Tuesday, July 27, 2010


God, it was hot. The peaches in the paper bag on the front seat, bought beside the road somewhere, had lost juice and flavor and become mealy and uninteresting. In the absence of air conditioning -- not standard in the summer of 1971, especially in older cars, which this was -- the three of us draped ourselves out the open windows. The air was as desiccated as anything else on that August day north of San Francisco; but at least it was moving. Then, on a barely-two-lane road through the hills, traffic ground to a halt and we sat in the sun and toasted.

We advanced a few yards -- uphill with the dropoff on our right -- halted, advanced again, halted again, over and over. Clearly, something was obstructing one side of the road ahead. Observing the pattern of stops and starts and the traffic coming the other way, and thinking about it as is my way (not that there was much else to do), I concluded that the obstruction was probably on our side of the road. When I said as much to the two guys in the car, I was greeted with a chorus of "Oh, you're so negative, you're always looking at the worst side of things."

It was too hot to argue. In that time and place a woman who ventured to point out anything to one man, let alone two, could expect to be put firmly in her place by tactics having nothing to do with the merits of her position (in my experience, the East Coast was better in that respect; but that's another story). I mentally shrugged my shoulders and, reflecting that the guys probably knew more about traffic patterns than I did, receded and went back to enjoying the heat.

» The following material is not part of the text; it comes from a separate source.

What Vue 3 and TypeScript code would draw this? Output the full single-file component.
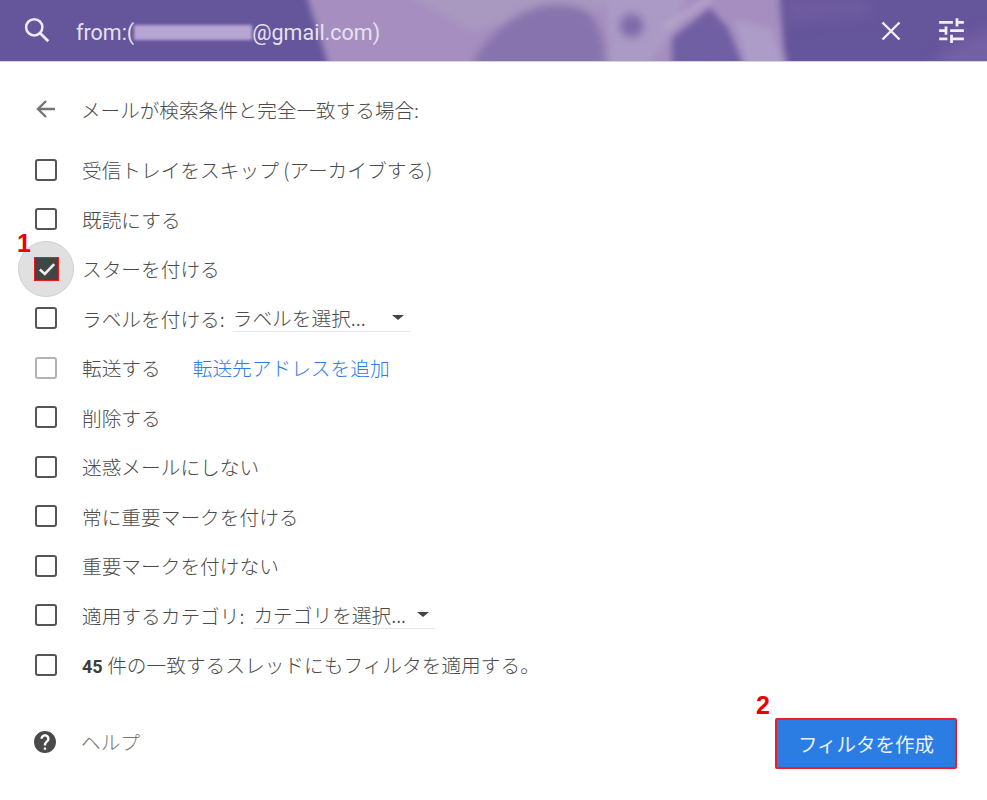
<script setup lang="ts">
interface Row {
  id: string
  label: string
  checked?: boolean
  disabled?: boolean
  select?: string
  selectClass?: string
  link?: string
  strong?: string
}
const rows: Row[] = [
  { id: 'skip', label: '受信トレイをスキップ (アーカイブする)' },
  { id: 'read', label: '既読にする' },
  { id: 'star', label: 'スターを付ける', checked: true },
  { id: 'label', label: 'ラベルを付ける:', select: 'ラベルを選択...', selectClass: 'sel-label' },
  { id: 'fwd', label: '転送する', disabled: true, link: '転送先アドレスを追加' },
  { id: 'del', label: '削除する' },
  { id: 'spam', label: '迷惑メールにしない' },
  { id: 'imp', label: '常に重要マークを付ける' },
  { id: 'noimp', label: '重要マークを付けない' },
  { id: 'cat', label: '適用するカテゴリ:', select: 'カテゴリを選択...', selectClass: 'sel-cat' },
  { id: 'also', label: '件の一致するスレッドにもフィルタを適用する。', strong: '45' },
]
</script>

<template>
  <div class="page">
    <header class="bar">
      <svg class="bg" viewBox="0 0 987 62" preserveAspectRatio="none" aria-hidden="true">
        <defs>
          <filter id="soft" x="-20%" y="-40%" width="140%" height="180%"><feGaussianBlur stdDeviation="3" /></filter>
          <filter id="softb" x="-20%" y="-40%" width="140%" height="180%"><feGaussianBlur stdDeviation="4" /></filter>
          <filter id="softer" x="-20%" y="-80%" width="140%" height="260%"><feGaussianBlur stdDeviation="7" /></filter>
        </defs>
        <rect width="987" height="62" fill="#65559b" />
        <g filter="url(#soft)">
          <path d="M305 -10 C312 15 322 40 330 72 L790 72 C778 40 786 15 778 -10 Z" fill="#a68fc0" />
          <path d="M400 -10 L620 -10 L600 10 L470 30 Z" fill="#a998bf" />
          <path d="M606 -10 L690 -10 L668 40 L640 72 L610 72 Z" fill="#ab9ac5" />
          <path d="M735 20 L772 30 L784 72 L750 72 Z" fill="#ad9cc8" />
        </g>
        <g filter="url(#softb)">
          <path d="M470 72 C478 45 498 28 520 14 C540 4 562 2 580 8 C598 16 606 38 605 72 Z" fill="#8773ad" />
          <path d="M620 26 C620 14 636 10 642 20 C646 30 640 38 630 37 C624 36 620 32 620 26 Z" fill="#7e6aa9" />
        </g>
        <g filter="url(#soft)">
          <path d="M672 38 L710 8 L728 28 L746 72 L672 72 Z" fill="#715fa3" />
          <path d="M664 28 L712 -3" stroke="#b9a9cd" stroke-width="5" fill="none" />
        </g>
        <g filter="url(#softer)">
          <path d="M930 72 C936 52 960 36 1000 28 L1000 72 Z" fill="#7260a3" />
          <path d="M785 0 L870 0 L870 14 L785 22 Z" fill="#6e5d9f" />
        </g>
      </svg>
      <svg class="ic-search" viewBox="0 0 24 24" width="30" height="30" aria-hidden="true">
        <circle cx="9.800" cy="9.800" r="6.500" fill="none" stroke="#eee9f4" stroke-width="2" />
        <path d="M14.600 14.600L21 21" stroke="#eee9f4" stroke-width="2.200" fill="none" />
      </svg>
      <div class="query">from:(<span class="redact"></span>@gmail.com)</div>
      <svg class="ic-close" viewBox="0 0 24 24" width="24" height="24" aria-hidden="true">
        <path d="M3.500 3.500L20.500 20.500M20.500 3.500L3.500 20.500" stroke="#f1eef6" stroke-width="2.400" fill="none" />
      </svg>
      <svg class="ic-tune" viewBox="0 0 24 24" width="33" height="33" aria-hidden="true">
        <path fill="#f1eef6" d="M3 17v2h6v-2H3zM3 5v2h10V5H3zm10 16v-2h8v-2h-8v-2h-2v6h2zM7 9v2H3v2h4v2h2V9H7zm14 4v-2H11v2h10zm-6-4h2V7h4V5h-4V3h-2v6z" />
      </svg>
    </header>

    <main class="content">
      <div class="heading">
        <svg class="ic-back" viewBox="0 0 24 24" width="24" height="24" aria-hidden="true">
          <path d="M21 12H4.500M12 4L4 12L12 20" stroke="#757575" stroke-width="2.400" fill="none" />
        </svg>
        <span>メールが検索条件と完全一致する場合:</span>
      </div>

      <ul class="rows">
        <li v-for="r in rows" :key="r.id" class="row">
          <span class="box-wrap" :class="{ halo: r.checked }">
            <span class="box" :class="{ on: r.checked, off: r.disabled }">
              <svg v-if="r.checked" viewBox="0 0 20 20" width="22" height="22" aria-hidden="true">
                <path d="M3.500 10.500L8 14.500L16.500 5.500" stroke="#ececec" stroke-width="2.400" fill="none" />
              </svg>
            </span>
            <b v-if="r.checked" class="mark mark-1">1</b>
          </span>
          <span class="text"><b v-if="r.strong" class="strong">{{ r.strong }}&nbsp;</b>{{ r.label }}</span>
          <span v-if="r.select" class="select" :class="r.selectClass">
            <span>{{ r.select }}</span><i class="caret"></i>
          </span>
          <a v-if="r.link" class="link">{{ r.link }}</a>
        </li>
      </ul>

      <footer class="foot">
        <svg class="ic-help" viewBox="0 0 24 24" width="24" height="24" aria-hidden="true">
          <path fill="#4a4a4a" fill-rule="evenodd" d="M12 1C5.900 1 1 5.900 1 12s4.900 11 11 11 11-4.900 11-11S18.100 1 12 1zm1.100 18.700h-2.300v-2.300h2.300v2.300zm2.400-8.300l-1 1.050c-.85.85-1.300 1.500-1.300 3.050h-2.400v-.6c0-1.200.5-2.300 1.300-3.100l1.400-1.450c.45-.4.7-1 .7-1.600 0-1.200-1-2.200-2.200-2.200s-2.200 1-2.200 2.200H7.400c0-2.500 2.100-4.600 4.600-4.600s4.600 2.100 4.600 4.600c0 1.100-.4 2-1.100 2.650z" />
        </svg>
        <span class="help">ヘルプ</span>
        <div class="create-wrap">
          <b class="mark mark-2">2</b>
          <button class="create" type="button">フィルタを作成</button>
        </div>
      </footer>
    </main>
  </div>
</template>

<style>
html, body { margin: 0; background: #fff; }
</style>

<style scoped>
.page {
  width: 987px;
  font-family: "Noto Sans CJK JP", "Noto Sans", sans-serif;
  font-size: 19.700px;
  font-weight: 300;
  color: #4a4a4a;
}
.bar {
  position: relative;
  height: 61px;
  border-bottom: 1px solid #d8d0e2;
  display: flex;
  align-items: center;
  overflow: hidden;
}
.bg { position: absolute; left: 0; top: 0; width: 100%; height: 62px; }
.ic-search, .query, .ic-close, .ic-tune { position: relative; }
.ic-search { margin-left: 22px; margin-top: -2px; }
.query {
  margin-left: 24px;
  margin-top: 3px;
  font-family: Roboto, "Liberation Sans", sans-serif;
  font-size: 21.500px;
  font-weight: 400;
  color: #e6e1ee;
  white-space: nowrap;
  display: flex;
  align-items: center;
}
.redact {
  display: inline-block;
  width: 118px;
  height: 15px;
  background: #b7a6d4;
  filter: blur(1.500px);
}
.ic-close { margin-left: auto; }
.ic-tune { margin-left: 32px; margin-right: 19px; }
.content { padding: 0 30px 0 0; }
.heading {
  height: 94px;
  display: flex;
  align-items: center;
  font-size: 19.600px;
}
.ic-back { margin-left: 34px; margin-right: 23px; }
.rows { list-style: none; margin: -11px 0 0; padding: 0; }
.row {
  height: 49.500px;
  display: flex;
  align-items: center;
}
.box-wrap {
  position: relative;
  width: 82px;
  height: 100%;
  flex: none;
  display: flex;
  align-items: center;
  padding-left: 35px;
  box-sizing: border-box;
}
.halo::before {
  content: "";
  position: absolute;
  left: 18px;
  top: -3px;
  width: 56px;
  height: 56px;
  border-radius: 50%;
  background: #e0e0e0;
  border: 1px solid #cfcfcf;
  box-sizing: border-box;
}
.box {
  position: relative;
  width: 22px;
  height: 22px;
  border: 2px solid #555;
  border-radius: 3px;
  box-sizing: border-box;
  display: flex;
  align-items: center;
  justify-content: center;
}
.box.off { border-color: #b3b3b3; }
.box.on {
  width: 25px;
  height: 24px;
  left: -1px;
  background: #444;
  border: 1.500px solid #f01818;
  border-radius: 0;
}
.mark {
  font-family: "Liberation Sans", sans-serif;
  font-weight: 700;
  color: #f00000;
  font-size: 25px;
  line-height: 1;
  position: absolute;
}
.mark-1 { left: 17px; top: -13px; }
.text { white-space: pre; }
.strong { font-family: Roboto, "Liberation Sans", sans-serif; font-weight: 700; font-size: 18px; color: #3c3c3c; }
.select {
  display: flex;
  align-items: center;
  margin-left: 8px;
  height: 28px;
  border-bottom: 1px solid #e6e6ee;
  box-sizing: border-box;
  white-space: nowrap;
}
.select span { line-height: 28px; }
.sel-label { width: 177px; }
.sel-cat { width: 182px; margin-left: 9px; }
.caret {
  width: 0;
  height: 0;
  margin-left: auto;
  border-left: 6px solid transparent;
  border-right: 6px solid transparent;
  border-top: 5px solid #444;
}
.sel-label .caret { margin-right: 6px; }
.sel-cat .caret { margin-right: 6px; }
.link { color: #2f7be6; margin-left: 32px; }
.foot {
  display: flex;
  align-items: center;
  height: 51px;
  margin-top: 28px;
}
.ic-help { margin-left: 33px; margin-right: 24px; margin-bottom: 3px; }
.help { color: #757575; margin-bottom: 3px; }
.create-wrap { position: relative; margin-left: auto; }
.create {
  display: block;
  width: 182px;
  height: 51px;
  background: #2b7de3;
  border: 2px solid #ee1c25;
  border-radius: 2px;
  color: #eaf1fb;
  font: inherit;
  font-weight: 400;
  font-size: 19.500px;
  padding: 0;
  box-sizing: border-box;
}
.mark-2 { left: -19px; top: -25px; }
</style>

In due course we rounded a corner and passed the obstruction: A huge logging truck bearing two or three redwood trunks had failed to negotiate a curve and, half on the road and half off (California never heard of guard rails), was firmly blocking our side of the road.

Nobody said anything about it. The guys probably didn't even remember the mini-conversation of half an hour or so previously, and reminding them would just have annoyed them. But I made a large mental note to the effect that when men make those "Oh, I don't think so" remarks in that conversation-stopping tone, they don't necessarily know anything I don't know.